-- begin Data --

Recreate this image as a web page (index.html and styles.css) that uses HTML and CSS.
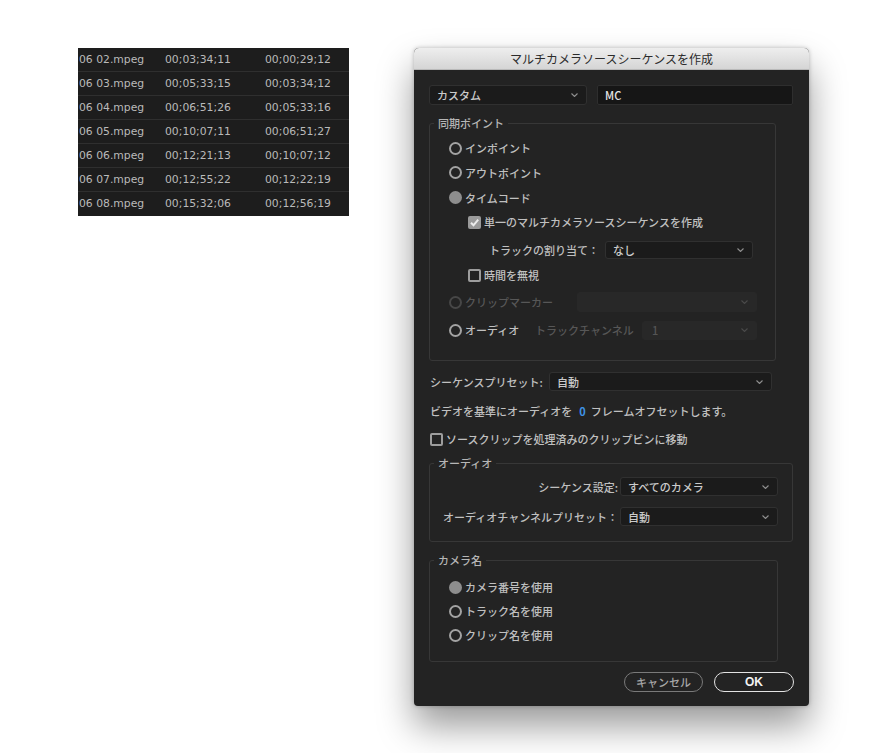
FILE: index.html
```html
<!DOCTYPE html>
<html lang="ja">
<head>
<meta charset="utf-8">
<title>マルチカメラソースシーケンスを作成</title>
<link rel="stylesheet" href="styles.css">
</head>
<body>
<div class="page">
  <div class="clips">
    <div class="trow"><span class="c1">06 02.mpeg</span><span class="c2">00;03;34;11</span><span class="c3">00;00;29;12</span></div>
    <div class="trow"><span class="c1">06 03.mpeg</span><span class="c2">00;05;33;15</span><span class="c3">00;03;34;12</span></div>
    <div class="trow"><span class="c1">06 04.mpeg</span><span class="c2">00;06;51;26</span><span class="c3">00;05;33;16</span></div>
    <div class="trow"><span class="c1">06 05.mpeg</span><span class="c2">00;10;07;11</span><span class="c3">00;06;51;27</span></div>
    <div class="trow"><span class="c1">06 06.mpeg</span><span class="c2">00;12;21;13</span><span class="c3">00;10;07;12</span></div>
    <div class="trow"><span class="c1">06 07.mpeg</span><span class="c2">00;12;55;22</span><span class="c3">00;12;22;19</span></div>
    <div class="trow"><span class="c1">06 08.mpeg</span><span class="c2">00;15;32;06</span><span class="c3">00;12;56;19</span></div>
  </div>

  <div class="dialog">
    <div class="titlebar">マルチカメラソースシーケンスを作成</div>
    <div class="dbody">
      <div class="toprow">
        <div class="select preset"><span>カスタム</span><svg class="chev" viewBox="0 0 7 4"><polyline points="0.5,0.5 3.5,3.5 6.5,0.5"/></svg></div>
        <div class="textfield">MC</div>
      </div>

      <fieldset class="group sync">
        <legend>同期ポイント</legend>
        <div class="row r1 ind-radio"><span class="radio"></span><span class="lbl">インポイント</span></div>
        <div class="row r2 ind-radio"><span class="radio"></span><span class="lbl">アウトポイント</span></div>
        <div class="row r3 ind-radio"><span class="radio on"></span><span class="lbl">タイムコード</span></div>
        <div class="row r4 ind-check"><span class="check on"><svg viewBox="0 0 13 13"><polyline points="3,6.8 5.5,9.3 10.2,3.6"/></svg></span><span class="lbl">単一のマルチカメラソースシーケンスを作成</span></div>
        <div class="row r5 ind-track"><span class="lbl">トラックの割り当て：</span><div class="select track"><span>なし</span><svg class="chev" viewBox="0 0 7 4"><polyline points="0.5,0.5 3.5,3.5 6.5,0.5"/></svg></div></div>
        <div class="row r6 ind-check"><span class="check"></span><span class="lbl">時間を無視</span></div>
        <div class="row r7 ind-radio"><span class="radio off"></span><span class="lbl dim marker-lbl">クリップマーカー</span><div class="select disabled marker"><span></span><svg class="chev" viewBox="0 0 7 4"><polyline points="0.5,0.5 3.5,3.5 6.5,0.5"/></svg></div></div>
        <div class="row r8 ind-radio"><span class="radio"></span><span class="lbl audio-lbl">オーディオ</span><span class="lbl dim chan-lbl">トラックチャンネル</span><div class="select disabled chan"><span>1</span><svg class="chev" viewBox="0 0 7 4"><polyline points="0.5,0.5 3.5,3.5 6.5,0.5"/></svg></div></div>
      </fieldset>

      <div class="line preset-line"><span class="lbl">シーケンスプリセット:</span><div class="select seq"><span>自動</span><svg class="chev" viewBox="0 0 7 4"><polyline points="0.5,0.5 3.5,3.5 6.5,0.5"/></svg></div></div>
      <div class="line offset-line"><span class="lbl">ビデオを基準にオーディオを<span class="num">0</span>フレームオフセットします。</span></div>
      <div class="line move-line"><span class="check"></span><span class="lbl">ソースクリップを処理済みのクリップビンに移動</span></div>

      <fieldset class="group audio">
        <legend>オーディオ</legend>
        <div class="agrid">
          <span class="lbl right">シーケンス設定:</span>
          <div class="select"><span>すべてのカメラ</span><svg class="chev" viewBox="0 0 7 4"><polyline points="0.5,0.5 3.5,3.5 6.5,0.5"/></svg></div>
          <span class="lbl right">オーディオチャンネルプリセット：</span>
          <div class="select"><span>自動</span><svg class="chev" viewBox="0 0 7 4"><polyline points="0.5,0.5 3.5,3.5 6.5,0.5"/></svg></div>
        </div>
      </fieldset>

      <fieldset class="group camera">
        <legend>カメラ名</legend>
        <div class="row crow ind-radio"><span class="radio on"></span><span class="lbl">カメラ番号を使用</span></div>
        <div class="row crow ind-radio"><span class="radio"></span><span class="lbl">トラック名を使用</span></div>
        <div class="row crow ind-radio"><span class="radio"></span><span class="lbl">クリップ名を使用</span></div>
      </fieldset>

      <div class="buttons">
        <div class="btn cancel">キャンセル</div>
        <div class="btn ok">OK</div>
      </div>
    </div>
  </div>
</div>
</body>
</html>
```

FILE: styles.css
```css
html, body {
  margin: 0;
  padding: 0;
  background: #ffffff;
}

body {
  font-family: "Noto Sans CJK JP", "DejaVu Sans", sans-serif;
  font-size: 11px;
  font-weight: 500;
  color: #c0c0c0;
}

.page {
  display: flex;
  align-items: flex-start;
  padding: 48px 0 0 78px;
  gap: 65px;
  min-height: 753px;
  box-sizing: border-box;
}

/* clip table */
.clips {
  width: 271px;
  background: #1d1d1d;
  font-family: "DejaVu Sans", sans-serif;
  font-weight: normal;
  font-size: 10.8px;
  color: #bababa;
}

.trow {
  display: flex;
  align-items: center;
  height: 24px;
  box-sizing: border-box;
  border-bottom: 1px solid #2f2f2f;
  padding-bottom: 1px;
}

.trow:last-child {
  border-bottom: none;
}

.c1 { width: 86px; padding-left: 1px; }
.c2 { width: 100px; }
.c3 { flex: 1; }

/* dialog */
.dialog {
  width: 395px;
  background: #232323;
  border-radius: 5px 5px 4px 4px;
  box-shadow: 0 20px 36px rgba(0, 0, 0, 0.4), 0 0 4px rgba(0, 0, 0, 0.25);
}

.titlebar {
  height: 22px;
  box-sizing: border-box;
  background: linear-gradient(#eeeeee, #d5d5d5);
  border-bottom: 1px solid #b9b9b9;
  border-radius: 5px 5px 0 0;
  color: #2b2b2b;
  font-size: 12px;
  font-weight: normal;
  line-height: 21px;
  text-align: center;
}

.dbody {
  display: flex;
  flex-direction: column;
  align-items: flex-start;
  padding: 15px 15px 14px 15px;
}

.toprow {
  display: flex;
  gap: 10px;
  height: 20px;
}

.select {
  position: relative;
  display: flex;
  align-items: center;
  box-sizing: border-box;
  height: 19px;
  background: #1b1b1b;
  border: 1px solid #303030;
  border-radius: 3px;
  padding-left: 7px;
  color: #cbcbcb;
}

.select .chev {
  position: absolute;
  right: 8px;
  top: 50%;
  width: 7px;
  height: 4px;
  margin-top: -2px;
  fill: none;
  stroke: #8f8f8f;
  stroke-width: 1.1;
}

.select.preset { width: 158px; height: 20px; }

.textfield {
  display: flex;
  align-items: center;
  box-sizing: border-box;
  width: 196px;
  height: 20px;
  background: #161616;
  border: 1px solid #2e2e2e;
  border-radius: 2px;
  padding-left: 7px;
  color: #e6e6e6;
}

/* groups */
.group {
  margin: 0;
  padding: 0;
  border: 1px solid #373737;
  border-radius: 3px;
  box-sizing: border-box;
  min-width: 0;
}

.group legend {
  padding: 0 4px;
  margin-left: 4px;
  line-height: 14px;
  height: 14px;
  color: #b6b6b6;
}

.sync {
  width: 347px;
  margin-top: 11px;
  padding: 6px 0 20px 0;
}

.row {
  display: flex;
  align-items: center;
}

.ind-radio { padding-left: 19px; }
.ind-check { padding-left: 38px; }
.ind-track { padding-left: 59px; }

.r1 { height: 24px; }
.r2 { height: 25px; }
.r3 { height: 25px; }
.r4 { height: 24px; }
.r5 { height: 32px; }
.r6 { height: 18px; }
.r7 { height: 36px; }
.r8 { height: 20px; }

.radio {
  width: 13px;
  height: 13px;
  box-sizing: border-box;
  border: 2px solid #a3a3a3;
  border-radius: 50%;
  margin-right: 3px;
  flex: none;
}

.radio.on {
  border-color: #8e8e8e;
  background: #8e8e8e;
}

.radio.off {
  border-color: #474747;
}

.check {
  position: relative;
  width: 13px;
  height: 13px;
  box-sizing: border-box;
  border: 2px solid #9d9d9d;
  border-radius: 2px;
  margin-right: 3px;
  flex: none;
}

.check.on {
  border: none;
  background: #9a9a9a;
}

.check svg {
  display: block;
  width: 13px;
  height: 13px;
  fill: none;
  stroke: #ececec;
  stroke-width: 2;
}

.lbl {
  white-space: nowrap;
  line-height: 14px;
}

.dim { color: #575757; }

.select.track { width: 148px; height: 18px; margin-left: 6px; }

.marker-lbl { width: 112px; }
.select.disabled {
  background: #282828;
  border-color: #282828;
  color: #555555;
  height: 20px;
}
.select.disabled .chev { stroke: #4a4a4a; }
.select.marker { width: 180px; }

.audio-lbl { width: 70px; }
.chan-lbl { width: 107px; }
.select.chan { width: 115px; height: 19px; padding-left: 9px; }

.line {
  display: flex;
  align-items: center;
}

.preset-line {
  margin-top: 11px;
  height: 19px;
  padding-left: 1px;
}

.preset-line .lbl { width: 119px; }
.select.seq { width: 223px; }

.offset-line {
  margin-top: 10px;
  height: 20px;
  padding-left: 1px;
}

.num {
  color: #3f92e6;
  font-weight: bold;
  margin: 0 5px 0 7px;
}

.move-line {
  margin-top: 8px;
  height: 20px;
  padding-left: 1px;
}

.audio {
  width: 364px;
  margin-top: 7px;
  padding: 7px 0 15px 0;
}

.agrid {
  display: grid;
  grid-template-columns: 188px 158px;
  column-gap: 2px;
  row-gap: 11px;
  align-items: center;
}

.agrid .select { height: 19px; }

.right { text-align: right; }

.camera {
  width: 349px;
  margin-top: 11px;
  padding: 8px 0 14px 0;
}

.crow { height: 24px; }

.buttons {
  display: flex;
  gap: 11px;
  align-self: flex-end;
  margin-top: 10px;
}

.btn {
  box-sizing: border-box;
  height: 20px;
  border-radius: 10px;
  display: flex;
  align-items: center;
  justify-content: center;
}

.cancel {
  width: 79px;
  border: 1px solid #7a7a7a;
  color: #a8a8a8;
}

.ok {
  width: 80px;
  border: 1.5px solid #e3e3e3;
  color: #f2f2f2;
  font-weight: bold;
  font-family: "Liberation Sans", "DejaVu Sans", sans-serif;
  font-size: 12px;
}
```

-- end Data --

• **The exercise**: Your task is to collect every line above that contains the word "index".

• **The result**:
Recreate this image as a web page (index.html and styles.css) that uses HTML and CSS.
FILE: index.html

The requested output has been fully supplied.